In college, at your healthiest weight, with your best haircut/color and your most stylish clothes, you still had so many days when you hated everything about how you look, and ultimately everything about who you were. Sometimes I look back on pictures of you then and wish I still looked that way, but I remember how unhappy you were: how gross you felt if you had a cheat day and ate too many Oreos, or how guilty you felt if you skipped the gym. I wouldn’t trade that “thin” old body, even though it was never your definition of perfect, for the security and peace of mind I feel now just standing naked in front of the bathroom mirror every morning and accepting that this is what I look like. This is who I am.
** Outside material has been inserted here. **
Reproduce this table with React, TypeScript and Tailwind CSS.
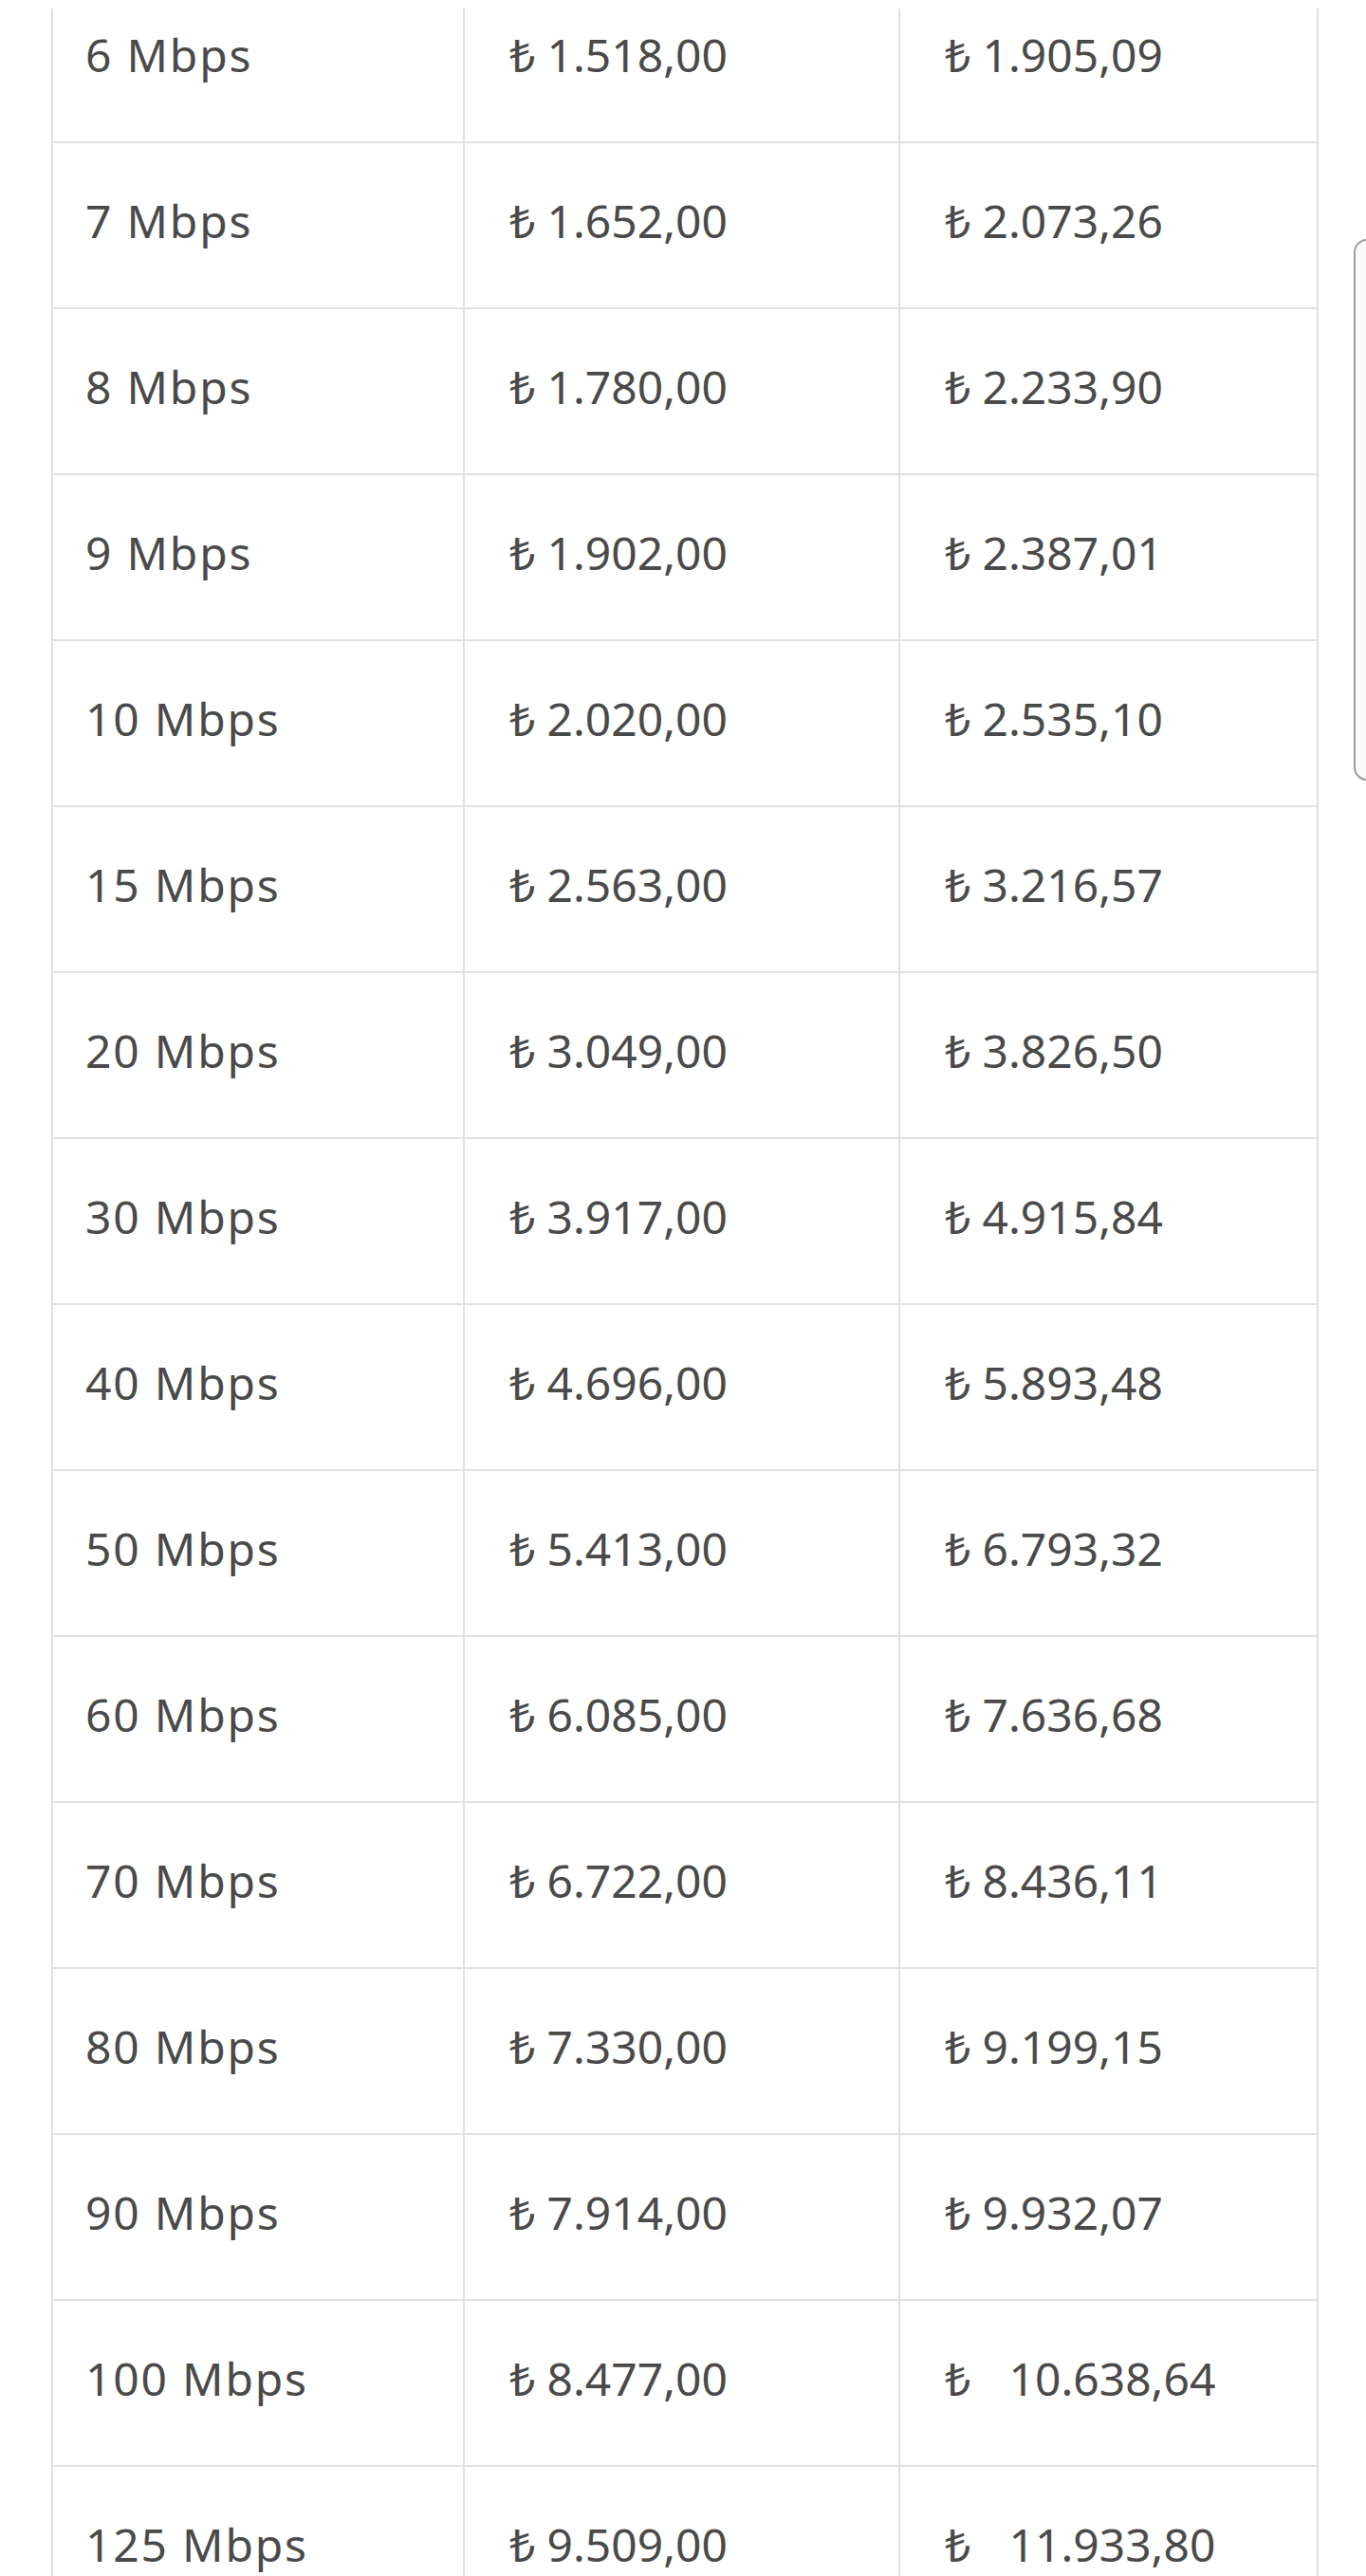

Sometimes I wonder how I got here, and I honestly don’t know. I can’t pinpoint an exact moment in time when I decided that I’m just going to buy bigger pants instead of throwing a tantrum when I can’t fit into my size 10’s. My weight is always changing; sometimes on purpose, sometimes not. If I want to do something about it, I can. I’d be lying if I said I don’t have bad days here and there, but I can’t remember the last time I looked in the mirror and cried, and that feels really damn good. So as much shit as my former self went through, she got me to this point, and I have to thank her for that.